Restate each of the lines below word for word and drop every picture.

= = = = = = =

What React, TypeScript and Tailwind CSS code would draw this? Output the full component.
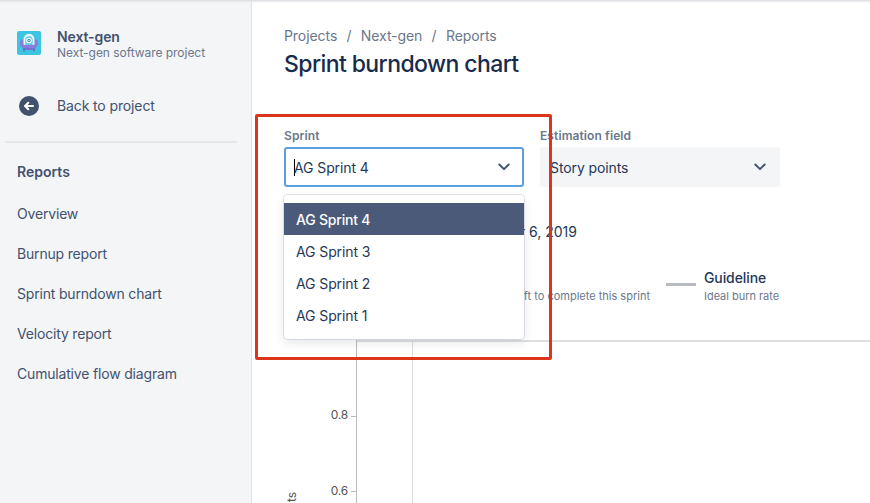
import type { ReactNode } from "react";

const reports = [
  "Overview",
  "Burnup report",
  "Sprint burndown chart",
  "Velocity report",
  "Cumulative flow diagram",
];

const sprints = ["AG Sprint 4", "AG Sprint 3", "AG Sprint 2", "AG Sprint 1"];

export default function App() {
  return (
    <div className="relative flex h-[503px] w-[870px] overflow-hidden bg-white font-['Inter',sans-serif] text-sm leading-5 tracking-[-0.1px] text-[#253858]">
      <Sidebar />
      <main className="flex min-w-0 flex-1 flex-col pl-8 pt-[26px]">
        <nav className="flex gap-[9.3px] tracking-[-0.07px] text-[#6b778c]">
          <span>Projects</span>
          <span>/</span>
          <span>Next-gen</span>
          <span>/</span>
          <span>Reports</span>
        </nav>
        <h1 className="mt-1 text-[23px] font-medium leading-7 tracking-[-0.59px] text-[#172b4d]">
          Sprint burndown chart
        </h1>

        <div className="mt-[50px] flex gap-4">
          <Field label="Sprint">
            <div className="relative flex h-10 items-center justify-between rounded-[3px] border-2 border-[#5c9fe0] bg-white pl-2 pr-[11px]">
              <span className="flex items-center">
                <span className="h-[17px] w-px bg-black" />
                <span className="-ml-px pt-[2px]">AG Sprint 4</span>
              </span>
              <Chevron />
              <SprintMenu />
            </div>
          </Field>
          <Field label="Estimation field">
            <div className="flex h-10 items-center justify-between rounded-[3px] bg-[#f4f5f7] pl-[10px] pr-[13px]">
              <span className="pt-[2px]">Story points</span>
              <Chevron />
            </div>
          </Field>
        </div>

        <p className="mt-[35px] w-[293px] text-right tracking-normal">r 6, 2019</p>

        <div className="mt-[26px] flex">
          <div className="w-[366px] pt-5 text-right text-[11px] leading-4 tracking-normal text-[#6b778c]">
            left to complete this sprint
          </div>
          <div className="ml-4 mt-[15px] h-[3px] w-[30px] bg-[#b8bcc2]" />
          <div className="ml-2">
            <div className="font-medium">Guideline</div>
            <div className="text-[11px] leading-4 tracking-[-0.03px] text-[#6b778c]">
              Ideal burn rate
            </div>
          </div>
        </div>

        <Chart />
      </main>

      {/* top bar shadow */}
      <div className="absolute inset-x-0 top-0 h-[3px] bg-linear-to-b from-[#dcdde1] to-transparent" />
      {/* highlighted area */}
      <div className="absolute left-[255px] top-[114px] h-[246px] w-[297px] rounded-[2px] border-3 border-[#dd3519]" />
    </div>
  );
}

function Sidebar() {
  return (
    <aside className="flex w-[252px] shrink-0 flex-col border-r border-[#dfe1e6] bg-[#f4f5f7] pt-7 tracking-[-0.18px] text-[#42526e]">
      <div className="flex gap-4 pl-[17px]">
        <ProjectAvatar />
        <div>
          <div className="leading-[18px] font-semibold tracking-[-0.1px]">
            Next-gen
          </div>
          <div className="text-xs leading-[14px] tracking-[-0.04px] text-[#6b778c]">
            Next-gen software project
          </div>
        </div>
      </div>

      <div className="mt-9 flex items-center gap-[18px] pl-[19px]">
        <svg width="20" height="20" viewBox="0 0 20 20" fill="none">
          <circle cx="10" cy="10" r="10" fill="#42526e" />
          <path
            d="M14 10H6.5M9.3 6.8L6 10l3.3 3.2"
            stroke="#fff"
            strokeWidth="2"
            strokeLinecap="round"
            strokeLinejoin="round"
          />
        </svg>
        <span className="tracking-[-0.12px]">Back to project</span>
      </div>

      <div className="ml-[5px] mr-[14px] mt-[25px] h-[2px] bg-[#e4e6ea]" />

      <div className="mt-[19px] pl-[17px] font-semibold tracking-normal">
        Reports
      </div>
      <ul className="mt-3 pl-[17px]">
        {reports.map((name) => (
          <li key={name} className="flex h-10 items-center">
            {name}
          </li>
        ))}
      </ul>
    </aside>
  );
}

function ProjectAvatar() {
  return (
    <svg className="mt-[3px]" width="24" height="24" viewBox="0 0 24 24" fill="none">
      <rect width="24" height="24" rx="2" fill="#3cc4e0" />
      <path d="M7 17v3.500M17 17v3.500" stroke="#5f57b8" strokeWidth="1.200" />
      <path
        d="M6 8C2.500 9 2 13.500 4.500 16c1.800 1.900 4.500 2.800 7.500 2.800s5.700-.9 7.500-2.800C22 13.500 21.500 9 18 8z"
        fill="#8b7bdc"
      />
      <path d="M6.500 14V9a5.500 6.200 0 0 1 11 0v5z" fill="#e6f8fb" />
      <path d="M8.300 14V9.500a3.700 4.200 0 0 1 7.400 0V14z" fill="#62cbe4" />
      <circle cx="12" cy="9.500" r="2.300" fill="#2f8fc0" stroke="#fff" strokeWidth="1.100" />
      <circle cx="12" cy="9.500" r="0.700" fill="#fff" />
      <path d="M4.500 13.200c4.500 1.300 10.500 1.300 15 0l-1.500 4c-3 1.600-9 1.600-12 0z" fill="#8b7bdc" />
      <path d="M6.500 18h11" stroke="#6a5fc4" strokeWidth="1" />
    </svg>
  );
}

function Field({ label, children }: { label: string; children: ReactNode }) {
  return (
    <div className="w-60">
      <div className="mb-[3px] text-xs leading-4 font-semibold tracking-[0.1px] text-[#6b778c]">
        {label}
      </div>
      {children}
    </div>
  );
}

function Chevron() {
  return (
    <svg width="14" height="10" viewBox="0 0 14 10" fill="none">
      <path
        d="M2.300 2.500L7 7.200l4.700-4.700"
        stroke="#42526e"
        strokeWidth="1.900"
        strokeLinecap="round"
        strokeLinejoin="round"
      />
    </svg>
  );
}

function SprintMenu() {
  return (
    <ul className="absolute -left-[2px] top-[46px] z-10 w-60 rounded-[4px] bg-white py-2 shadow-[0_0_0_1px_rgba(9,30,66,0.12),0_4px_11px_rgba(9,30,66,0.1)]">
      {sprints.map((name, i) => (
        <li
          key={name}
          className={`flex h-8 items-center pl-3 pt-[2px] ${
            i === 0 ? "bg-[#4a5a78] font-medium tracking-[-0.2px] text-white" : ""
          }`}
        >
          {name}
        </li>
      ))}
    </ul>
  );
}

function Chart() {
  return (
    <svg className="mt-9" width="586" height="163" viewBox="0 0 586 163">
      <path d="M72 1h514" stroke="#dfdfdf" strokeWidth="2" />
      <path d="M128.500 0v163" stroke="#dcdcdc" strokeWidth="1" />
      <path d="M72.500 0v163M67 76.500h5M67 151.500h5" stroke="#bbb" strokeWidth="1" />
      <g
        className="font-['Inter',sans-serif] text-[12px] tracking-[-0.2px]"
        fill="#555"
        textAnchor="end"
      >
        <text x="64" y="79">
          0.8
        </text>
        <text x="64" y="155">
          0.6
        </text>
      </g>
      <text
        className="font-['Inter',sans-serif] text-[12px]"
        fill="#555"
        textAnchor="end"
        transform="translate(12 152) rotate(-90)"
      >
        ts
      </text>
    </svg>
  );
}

= = = = = = =

— Written answer —
What React, TypeScript and Tailwind CSS code would draw this? Output the full component.
import type { ReactNode } from "react";

const reports = [
  "Overview",
  "Burnup report",
  "Sprint burndown chart",
  "Velocity report",
  "Cumulative flow diagram",
];

const sprints = ["AG Sprint 4", "AG Sprint 3", "AG Sprint 2", "AG Sprint 1"];

export default function App() {
  return (
    <div className="relative flex h-[503px] w-[870px] overflow-hidden bg-white font-['Inter',sans-serif] text-sm leading-5 tracking-[-0.1px] text-[#253858]">
      <Sidebar />
      <main className="flex min-w-0 flex-1 flex-col pl-8 pt-[26px]">
        <nav className="flex gap-[9.3px] tracking-[-0.07px] text-[#6b778c]">
          <span>Projects</span>
          <span>/</span>
          <span>Next-gen</span>
          <span>/</span>
          <span>Reports</span>
        </nav>
        <h1 className="mt-1 text-[23px] font-medium leading-7 tracking-[-0.59px] text-[#172b4d]">
          Sprint burndown chart
        </h1>

        <div className="mt-[50px] flex gap-4">
          <Field label="Sprint">
            <div className="relative flex h-10 items-center justify-between rounded-[3px] border-2 border-[#5c9fe0] bg-white pl-2 pr-[11px]">
              <span className="flex items-center">
                <span className="h-[17px] w-px bg-black" />
                <span className="-ml-px pt-[2px]">AG Sprint 4</span>
              </span>
              <Chevron />
              <SprintMenu />
            </div>
          </Field>
          <Field label="Estimation field">
            <div className="flex h-10 items-center justify-between rounded-[3px] bg-[#f4f5f7] pl-[10px] pr-[13px]">
              <span className="pt-[2px]">Story points</span>
              <Chevron />
            </div>
          </Field>
        </div>

        <p className="mt-[35px] w-[293px] text-right tracking-normal">r 6, 2019</p>

        <div className="mt-[26px] flex">
          <div className="w-[366px] pt-5 text-right text-[11px] leading-4 tracking-normal text-[#6b778c]">
            left to complete this sprint
          </div>
          <div className="ml-4 mt-[15px] h-[3px] w-[30px] bg-[#b8bcc2]" />
          <div className="ml-2">
            <div className="font-medium">Guideline</div>
            <div className="text-[11px] leading-4 tracking-[-0.03px] text-[#6b778c]">
              Ideal burn rate
            </div>
          </div>
        </div>

        <Chart />
      </main>

      {/* top bar shadow */}
      <div className="absolute inset-x-0 top-0 h-[3px] bg-linear-to-b from-[#dcdde1] to-transparent" />
      {/* highlighted area */}
      <div className="absolute left-[255px] top-[114px] h-[246px] w-[297px] rounded-[2px] border-3 border-[#dd3519]" />
    </div>
  );
}

function Sidebar() {
  return (
    <aside className="flex w-[252px] shrink-0 flex-col border-r border-[#dfe1e6] bg-[#f4f5f7] pt-7 tracking-[-0.18px] text-[#42526e]">
      <div className="flex gap-4 pl-[17px]">
        <ProjectAvatar />
        <div>
          <div className="leading-[18px] font-semibold tracking-[-0.1px]">
            Next-gen
          </div>
          <div className="text-xs leading-[14px] tracking-[-0.04px] text-[#6b778c]">
            Next-gen software project
          </div>
        </div>
      </div>

      <div className="mt-9 flex items-center gap-[18px] pl-[19px]">
        <svg width="20" height="20" viewBox="0 0 20 20" fill="none">
          <circle cx="10" cy="10" r="10" fill="#42526e" />
          <path
            d="M14 10H6.5M9.3 6.8L6 10l3.3 3.2"
            stroke="#fff"
            strokeWidth="2"
            strokeLinecap="round"
            strokeLinejoin="round"
          />
        </svg>
        <span className="tracking-[-0.12px]">Back to project</span>
      </div>

      <div className="ml-[5px] mr-[14px] mt-[25px] h-[2px] bg-[#e4e6ea]" />

      <div className="mt-[19px] pl-[17px] font-semibold tracking-normal">
        Reports
      </div>
      <ul className="mt-3 pl-[17px]">
        {reports.map((name) => (
          <li key={name} className="flex h-10 items-center">
            {name}
          </li>
        ))}
      </ul>
    </aside>
  );
}

function ProjectAvatar() {
  return (
    <svg className="mt-[3px]" width="24" height="24" viewBox="0 0 24 24" fill="none">
      <rect width="24" height="24" rx="2" fill="#3cc4e0" />
      <path d="M7 17v3.500M17 17v3.500" stroke="#5f57b8" strokeWidth="1.200" />
      <path
        d="M6 8C2.500 9 2 13.500 4.500 16c1.800 1.900 4.500 2.800 7.500 2.800s5.700-.9 7.500-2.800C22 13.500 21.500 9 18 8z"
        fill="#8b7bdc"
      />
      <path d="M6.500 14V9a5.500 6.200 0 0 1 11 0v5z" fill="#e6f8fb" />
      <path d="M8.300 14V9.500a3.700 4.200 0 0 1 7.400 0V14z" fill="#62cbe4" />
      <circle cx="12" cy="9.500" r="2.300" fill="#2f8fc0" stroke="#fff" strokeWidth="1.100" />
      <circle cx="12" cy="9.500" r="0.700" fill="#fff" />
      <path d="M4.500 13.200c4.500 1.300 10.500 1.300 15 0l-1.500 4c-3 1.600-9 1.600-12 0z" fill="#8b7bdc" />
      <path d="M6.500 18h11" stroke="#6a5fc4" strokeWidth="1" />
    </svg>
  );
}

function Field({ label, children }: { label: string; children: ReactNode }) {
  return (
    <div className="w-60">
      <div className="mb-[3px] text-xs leading-4 font-semibold tracking-[0.1px] text-[#6b778c]">
        {label}
      </div>
      {children}
    </div>
  );
}

function Chevron() {
  return (
    <svg width="14" height="10" viewBox="0 0 14 10" fill="none">
      <path
        d="M2.300 2.500L7 7.200l4.700-4.700"
        stroke="#42526e"
        strokeWidth="1.900"
        strokeLinecap="round"
        strokeLinejoin="round"
      />
    </svg>
  );
}

function SprintMenu() {
  return (
    <ul className="absolute -left-[2px] top-[46px] z-10 w-60 rounded-[4px] bg-white py-2 shadow-[0_0_0_1px_rgba(9,30,66,0.12),0_4px_11px_rgba(9,30,66,0.1)]">
      {sprints.map((name, i) => (
        <li
          key={name}
          className={`flex h-8 items-center pl-3 pt-[2px] ${
            i === 0 ? "bg-[#4a5a78] font-medium tracking-[-0.2px] text-white" : ""
          }`}
        >
          {name}
        </li>
      ))}
    </ul>
  );
}

function Chart() {
  return (
    <svg className="mt-9" width="586" height="163" viewBox="0 0 586 163">
      <path d="M72 1h514" stroke="#dfdfdf" strokeWidth="2" />
      <path d="M128.500 0v163" stroke="#dcdcdc" strokeWidth="1" />
      <path d="M72.500 0v163M67 76.500h5M67 151.500h5" stroke="#bbb" strokeWidth="1" />
      <g
        className="font-['Inter',sans-serif] text-[12px] tracking-[-0.2px]"
        fill="#555"
        textAnchor="end"
      >
        <text x="64" y="79">
          0.8
        </text>
        <text x="64" y="155">
          0.6
        </text>
      </g>
      <text
        className="font-['Inter',sans-serif] text-[12px]"
        fill="#555"
        textAnchor="end"
        transform="translate(12 152) rotate(-90)"
      >
        ts
      </text>
    </svg>
  );
}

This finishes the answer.